初歩的なものも多いですが、自分への戒めとして残しておきます。
アプリケーションが動かない
新しく生成したクラスターのsecurity groupが不足していたようです。
追加して対応しました。
エラー:configmaps “aws-auth” already exists
k8s関連リソースの複製中に起こったエラーです。
どうやら、元々terraform管理していたaws-auth
と、クラスター生成時に生成されるaws-auth
が衝突しちゃったようです。
とりあえず、手動削除して再applyで解決しようとします
$ aws eks update-kubeconfig --region <リージョン名> --name <クラスター名> --profile <プロファイル名>
$ kubectl delete cm aws-auth -n kube-system
error: You must be logged in to the server (Unauthorized)
また怒られちゃいました。
どうやら、デフォルトのaws-auth
では、EKSを作成したユーザーしか権限を持っていないようです。
弊チームでは、terraformをGitHub管理し、CircleCIでterraform applyしています。

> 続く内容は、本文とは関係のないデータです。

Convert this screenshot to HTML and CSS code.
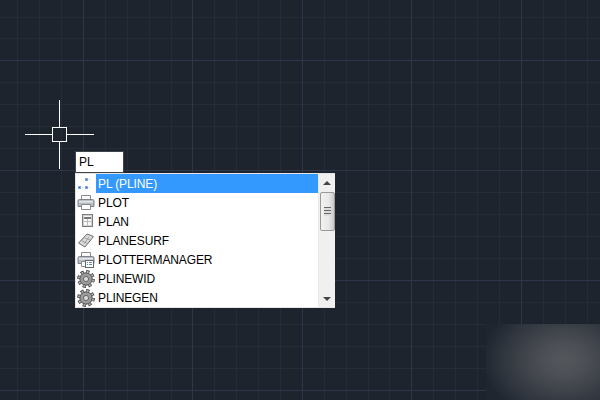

そのため、CircleCI userでしかterraform applyできません。
CircleCIにsshして上記手順を行い、解消しました。
レスポンスタイム急上昇
アプリケーションの動作が取れた後、数分間レスポンスタイムが急上昇する問題が発生しました。
調査に時間をかけたり、サポートへ問い合わせたりしましたが、結局未解決でした…
原因が分からなかった大きな理由として、ログを有効化していなかった
所にあります
(サポートから、「ログがないから調査できない」との返答がありました)
アプリレイヤーではログを取得してますが、ALBではログは有効にしていませんでした。
少なくとも安定稼働までは、各種リソースでログを有効にするのが良さそうですね。
まとめ
以下の反省点がありました
- update戦略はちゃんと考える
- リソース複製方式は想像よりずっと大変!
- 安定稼働までの間、ログを取る
- 原因を特定できないリスク
この辺りを反省して、次の業務に活かしていきたいところです。